**STORED DATA**
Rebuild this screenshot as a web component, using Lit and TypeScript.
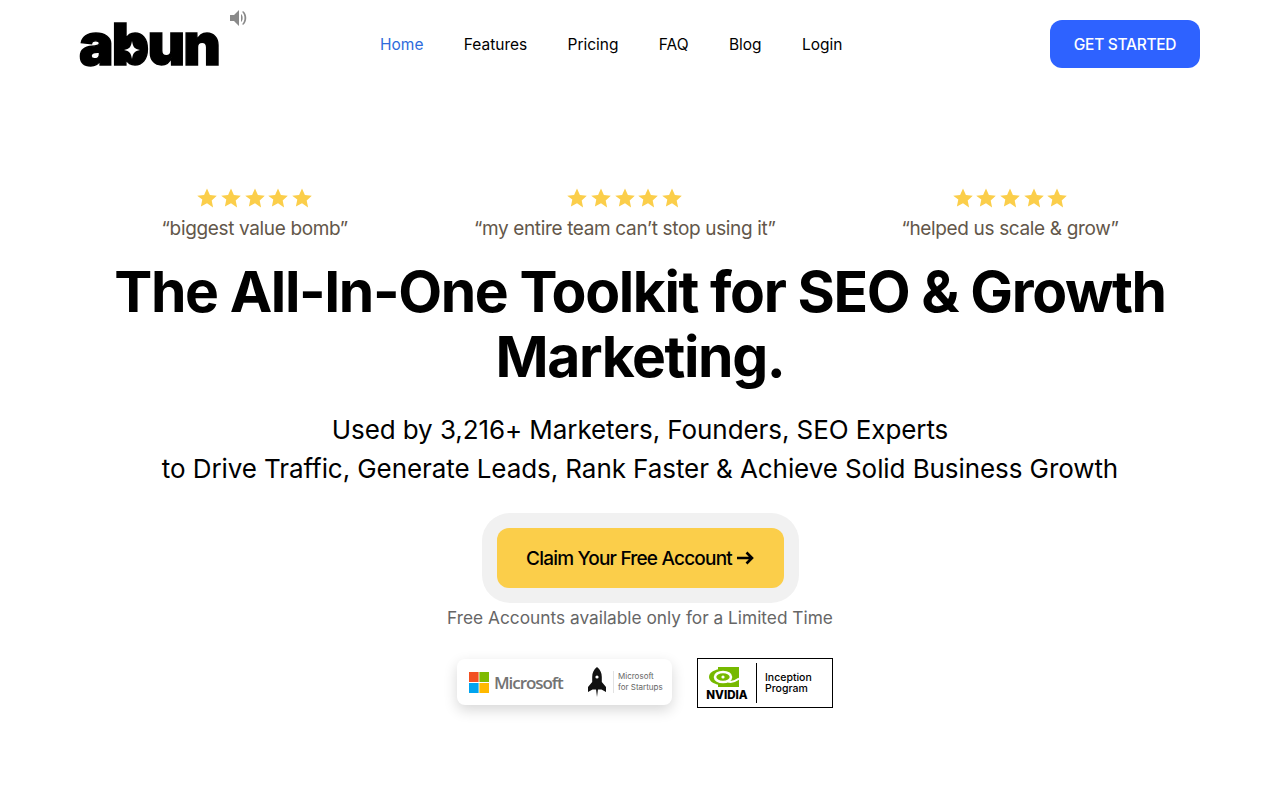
import { LitElement, css, html, svg } from 'lit';
import { customElement } from 'lit/decorators.js';

const quotes = ['“biggest value bomb”', '“my entire team can’t stop using it”', '“helped us scale & grow”'];
const links = ['Home', 'Features', 'Pricing', 'FAQ', 'Blog', 'Login'];

const star = svg`<path d="M10 .6l2.9 6.4 6.9.8-5.1 4.7 1.4 6.9L10 15.2l-6.1 3.2 1.4-6.9L.2 7.8l6.9-.8z"/>`;

@customElement('app-root')
export class AppRoot extends LitElement {
  static override styles = css`
    :host {
      display: block;
      height: 800px;
      overflow: hidden;
      background: #fff;
      font-family: 'Inter', sans-serif;
      color: #000;
    }

    .header {
      height: 88px;
      padding: 0 80px;
      display: flex;
      align-items: center;
      box-sizing: border-box;
    }

    .logo {
      width: 300px;
      height: 88px;
      position: relative;
      display: flex;
    }

    .logo-text {
      font-weight: 900;
      font-size: 58px;
      line-height: 88px;
      letter-spacing: -1.8px;
      margin-left: -1px;
      -webkit-text-stroke: 1.4px #000;
      color: #000;
    }

    .counter {
      position: absolute;
      left: 38px;
      top: 36px;
      width: 28px;
      height: 28px;
    }

    .sound {
      position: absolute;
      left: 149px;
      top: 8px;
      width: 20px;
      height: 20px;
      fill: #8a8a8a;
    }

    .nav {
      display: flex;
      gap: 40.3px;
      font-size: 15.5px;
    }

    .nav a.active {
      color: #2e6bdc;
    }

    .cta {
      margin-left: auto;
      width: 150px;
      height: 48px;
      border-radius: 12px;
      background: #2e62ff;
      color: #fff;
      font-size: 15.5px;
      font-weight: 500;
      letter-spacing: -0.3px;
      display: flex;
      align-items: center;
      justify-content: center;
    }

    .hero {
      display: flex;
      flex-direction: column;
      align-items: center;
      padding-top: 100px;
    }

    .quotes {
      display: flex;
      justify-content: center;
      gap: 126px;
    }

    .quote {
      display: flex;
      flex-direction: column;
      align-items: center;
      gap: 9px;
      font-size: 19px;
      line-height: 24px;
      letter-spacing: -0.35px;
      color: #63574a;
    }

    .stars {
      display: flex;
      gap: 3.7px;
      height: 20px;
    }

    .stars svg {
      width: 20px;
      height: 20px;
      fill: #fbce4a;
    }

    h1 {
      margin: 18px 0 0;
      font-size: 57px;
      line-height: 65px;
      font-weight: 700;
      letter-spacing: -1.4px;
      text-align: center;
      width: 1120px;
    }

    .sub {
      margin: 21px 0 0;
      font-size: 26px;
      line-height: 39px;
      letter-spacing: -0.08px;
      text-align: center;
    }

    .claim-wrap {
      margin-top: 25px;
      padding: 15px;
      border-radius: 28px;
      background: #f1f1f1;
    }

    .claim {
      width: 287px;
      height: 60px;
      border-radius: 12px;
      background: #fbce4a;
      display: flex;
      align-items: center;
      justify-content: center;
      gap: 5px;
      font-size: 19px;
      font-weight: 500;
      letter-spacing: -0.8px;
    }

    .limited {
      margin-top: 3px;
      font-size: 17.3px;
      line-height: 24px;
      color: #666;
    }

    .badges {
      margin: 28px 0 0 10px;
      display: flex;
      align-items: center;
      gap: 25px;
    }

    .ms {
      width: 215px;
      height: 46px;
      margin-bottom: 2px;
      border-radius: 8px;
      background: #fff;
      box-shadow: 0 5px 14px rgba(0, 0, 0, 0.16);
      display: flex;
      align-items: center;
      padding-left: 12px;
      box-sizing: border-box;
    }

    .ms-name {
      margin-left: 5px;
      width: 69px;
      font-size: 17px;
      font-weight: 600;
      color: #737373;
      letter-spacing: -1.05px;
      font-family: 'Open Sans', sans-serif;
    }

    .ms-sub {
      font-size: 8px;
      line-height: 11px;
      color: #666;
      margin-left: 7px;
      padding-left: 4px;
      border-left: 1px solid #e2e2e2;
      white-space: nowrap;
    }

    .rocket {
      margin-left: 25px;
    }

    .nvidia {
      width: 136px;
      height: 50px;
      border: 1px solid #000;
      box-sizing: border-box;
      display: flex;
      align-items: center;
    }

    .nv-mark {
      width: 58px;
      padding-top: 2px;
      display: flex;
      flex-direction: column;
      align-items: center;
      gap: 3px;
    }

    .nv-logo {
      margin-right: 6px;
    }

    .nv-name {
      font-size: 11.5px;
      line-height: 11px;
      font-weight: 800;
    }

    .nv-line {
      width: 1px;
      height: 40px;
      background: #000;
    }

    .nv-text {
      margin-left: 8px;
      font-size: 10.5px;
      line-height: 11px;
      font-weight: 500;
    }
  `;

  override render() {
    return html`
      <div class="header">
        <div class="logo">
          <span class="logo-text">abun</span>
          <svg class="counter" viewBox="0 0 28 28">
            <circle cx="14" cy="14" r="12" fill="#000" />
            <path d="M14 5c1 6 2.500 8 8 9-5.500 1-7 3-8 9-1-6-2.500-8-8-9 5.500-1 7-3 8-9z" fill="#fff" />
          </svg>
          <svg class="sound" viewBox="0 0 20 20">
            <path d="M1 7h4l5-5v16l-5-5H1z" />
            <path d="M12 6c2.200 1.800 2.200 6.200 0 8z" />
            <path d="M14 3c4.400 3 4.400 11 0 14l-.8-1c3-3 3-9 0-12z" />
          </svg>
        </div>
        <div class="nav">
          ${links.map((l, i) => html`<a class=${i === 0 ? 'active' : ''}>${l}</a>`)}
        </div>
        <div class="cta">GET STARTED</div>
      </div>

      <div class="hero">
        <div class="quotes">
          ${quotes.map(
            (q) => html`
              <div class="quote">
                <div class="stars">
                  ${[0, 1, 2, 3, 4].map(() => html`<svg viewBox="0 0 20 20">${star}</svg>`)}
                </div>
                <div>${q}</div>
              </div>
            `
          )}
        </div>
        <h1>The All-In-One Toolkit for SEO &amp; Growth Marketing.</h1>
        <p class="sub">
          Used by 3,216+ Marketers, Founders, SEO Experts<br />
          to Drive Traffic, Generate Leads, Rank Faster &amp; Achieve Solid Business Growth
        </p>
        <div class="claim-wrap">
          <div class="claim">
            Claim Your Free Account
            <svg width="17" height="14" viewBox="0 0 17 14" fill="none" stroke="#000" stroke-width="2.6">
              <path d="M0 7h15M9.500 1.500L15 7l-5.500 5.500" />
            </svg>
          </div>
        </div>
        <div class="limited">Free Accounts available only for a Limited Time</div>
        <div class="badges">
          <div class="ms">
            <svg width="20" height="21" viewBox="0 0 20 21">
              <rect width="9.600" height="10" fill="#f25022" />
              <rect x="10.400" width="9.600" height="10" fill="#7fba00" />
              <rect y="11" width="9.600" height="10" fill="#00a4ef" />
              <rect x="10.400" y="11" width="9.600" height="10" fill="#ffb900" />
            </svg>
            <span class="ms-name">Microsoft</span>
            <svg class="rocket" width="18" height="30" viewBox="0 0 18 30">
              <path d="M9 0c3.300 2.500 4.800 6 4.800 10v5l4.200 5v5l-4.500-2.500h-9L0 25v-5l4.200-5v-5C4.200 6 5.700 2.500 9 0z" fill="#111" />
              <path d="M8 22h2l-1 8z" fill="#111" />
              <circle cx="9" cy="10" r="1.600" fill="#fff" />
            </svg>
            <span class="ms-sub">Microsoft<br />for Startups</span>
          </div>
          <div class="nvidia">
            <div class="nv-mark">
              <svg class="nv-logo" width="30" height="20" viewBox="0 0 30 20">
                <rect x="9" width="21" height="20" fill="#76b900" />
                <ellipse cx="13" cy="10" rx="13" ry="8" fill="#76b900" />
                <ellipse cx="14" cy="10" rx="8" ry="5" fill="none" stroke="#fff" stroke-width="2.600" />
                <circle cx="14" cy="10" r="1.600" fill="#fff" />
                <path d="M19 14.500c3 1 7 0 11-3" fill="none" stroke="#fff" stroke-width="2" />
              </svg>
              <span class="nv-name">NVIDIA</span>
            </div>
            <div class="nv-line"></div>
            <div class="nv-text">Inception<br />Program</div>
          </div>
        </div>
      </div>
    `;
  }
}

**EXERCISE DESCRIPTION**
Return exactly what appears from the opening line of the material through the line with "6.4 6.9.8-5.1 4.7", apart from the pictures.

**RESULT OF THE TASK**
Rebuild this screenshot as a web component, using Lit and TypeScript.
import { LitElement, css, html, svg } from 'lit';
import { customElement } from 'lit/decorators.js';

const quotes = ['“biggest value bomb”', '“my entire team can’t stop using it”', '“helped us scale & grow”'];
const links = ['Home', 'Features', 'Pricing', 'FAQ', 'Blog', 'Login'];

const star = svg`<path d="M10 .6l2.9 6.4 6.9.8-5.1 4.7 1.4 6.9L10 15.2l-6.1 3.2 1.4-6.9L.2 7.8l6.9-.8z"/>`;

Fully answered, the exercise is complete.